Demand of a particular product increases due to a decrease in the price of the good. There is a vice versa effect on the demand for the good whereby the demand decreases as a result of an increase in the price of the good. There are certain factors that affect the demand of a good or a service. There is effect on the demand for the good and services as a result of the level of income of the consumer. The consumer can demand more goods with a given level of income when the prices of the goods fall. With the same level of income, the consumer demands less goods and services if the price of the goods is increased (Hildenbrand, 2014).
There is also the effect of demand for goods and services due to the substitution of the goods. The demand for a good and service falls if the price of the substitute good falls since the consumers turn to the cheaper one. The consumers aim at saving and hence prefer the cheaper goods than the expensive substitutes hence affecting the demand for the two goods both negatively and positively.
Consumers use different goods to satisfy their needs. There are particular goods that can be used to satisfy the same need of a consumer regardless being of different forms. There is usually a rise in the level of demand of one good if the price of the other good rises and the other one falls. An example of such goods is the Coke and the Pepsi product in the market (Hildenbrand, 2014).
These products satisfy the same need of the consumers since they are all soft drinks and they can all be used to quench thirst. This serving of the same purpose by the coke and the Pepsi where the coke can be used instead of Pepsi and Pepsi can be used instead of coke to satisfy the same need makes them perfect substitutes.

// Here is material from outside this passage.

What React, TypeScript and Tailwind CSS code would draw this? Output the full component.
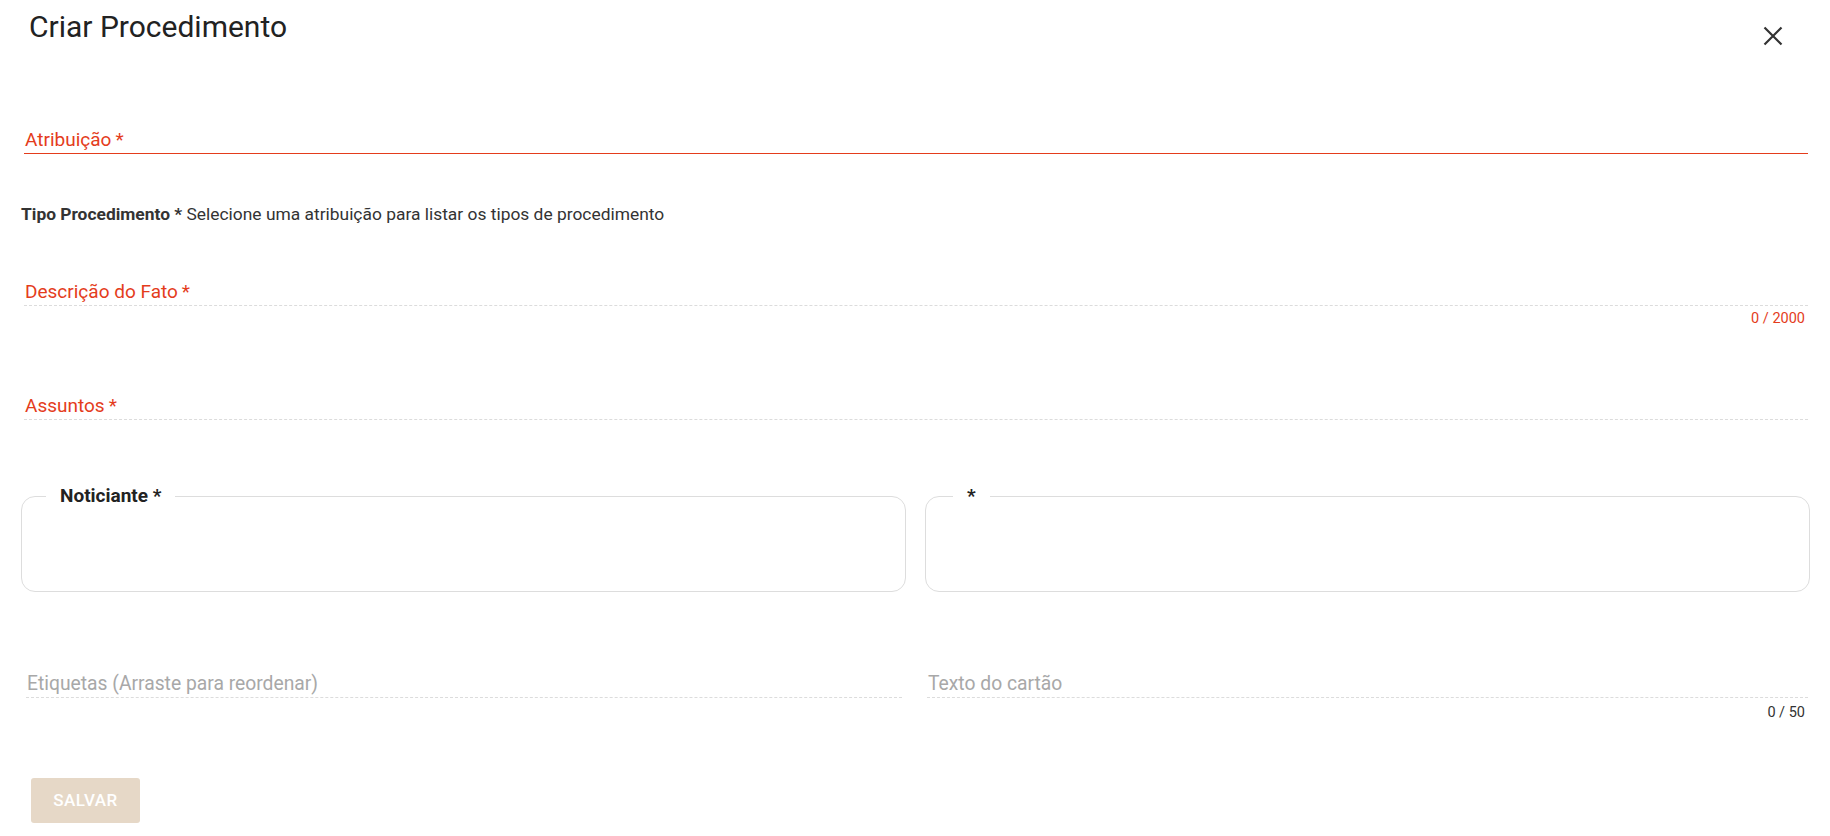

The coke and the Pepsi products being perfect substitutes can have their demands affected differently by changes in their prices. A change of the price of one good would affect the demand for the other good. For example, if the price of the Pepsi price falls, the consumers would shift their focus to the Pepsi product since they can afford more of the product at a cheaper price than the coke. This affects the demand for the coke where the demand for the coke in the market falls. This is because the price of the coke is higher than that of the Pepsi and as seen earlier they all serve the same purpose. This is the inverse effect of the law of demand where low prices lead to high demand and high prices leads to low demand.